88 nonillion imaginary artworks for the Tate


Shardcore writes, "The Tate recently released a 'big data' set of the 70k artworks in their collection. I've been playing with it and finding all sorts of fun to be had. The latest experiment uses the Tate data as a springboard to algorithmically imagine new artworks – 88,577,208,667,721,179,117,706,090,119,168 to be precise."


(that's eighty-eight nonillion, five hundred seventy-seven octillion, two hundred eight septillion, six hundred sixty-seven sextillion, seven hundred twenty-one quintillion, one hundred seventy-nine quadrillion, one hundred seventeen trillion, seven hundred six billion, ninety million, one hundred nineteen thousand, one hundred sixty-eight possible artworks…)

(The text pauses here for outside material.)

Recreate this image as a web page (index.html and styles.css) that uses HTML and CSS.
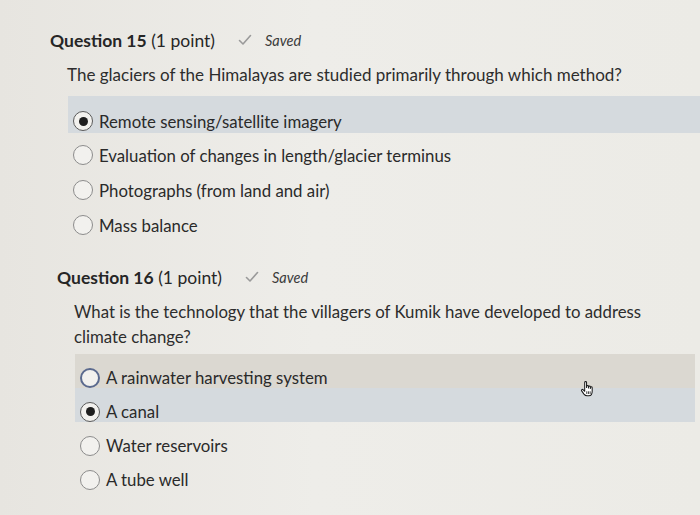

We can imagine machines which spot the items within a representational work (look at Google Goggles, for example) but algorithms which spot the 'emotions and human qualities' of an artwork are more difficult to comprehend. These categories capture complex, uniquely human judgements which occupy a space which we hold outside of simple visual perception. In fact I think I'd find a machine which could accurately classify an artwork in this way a little sinister…

The relationships between these categories and the works are metaphorical in nature, allusions to whole classes of human experience that cannot be derived from simply 'looking at' the artwork. The exciting part of the Tate data is really the 'humanity' it contains, something absolutely essential when we're talking about art – after all, culture cannot exist without culturally informed entities experiencing it.

It struck me that these are not only representations of existing artworks, but actually the vocabulary and structure required to describe new, as yet un-made, artworks.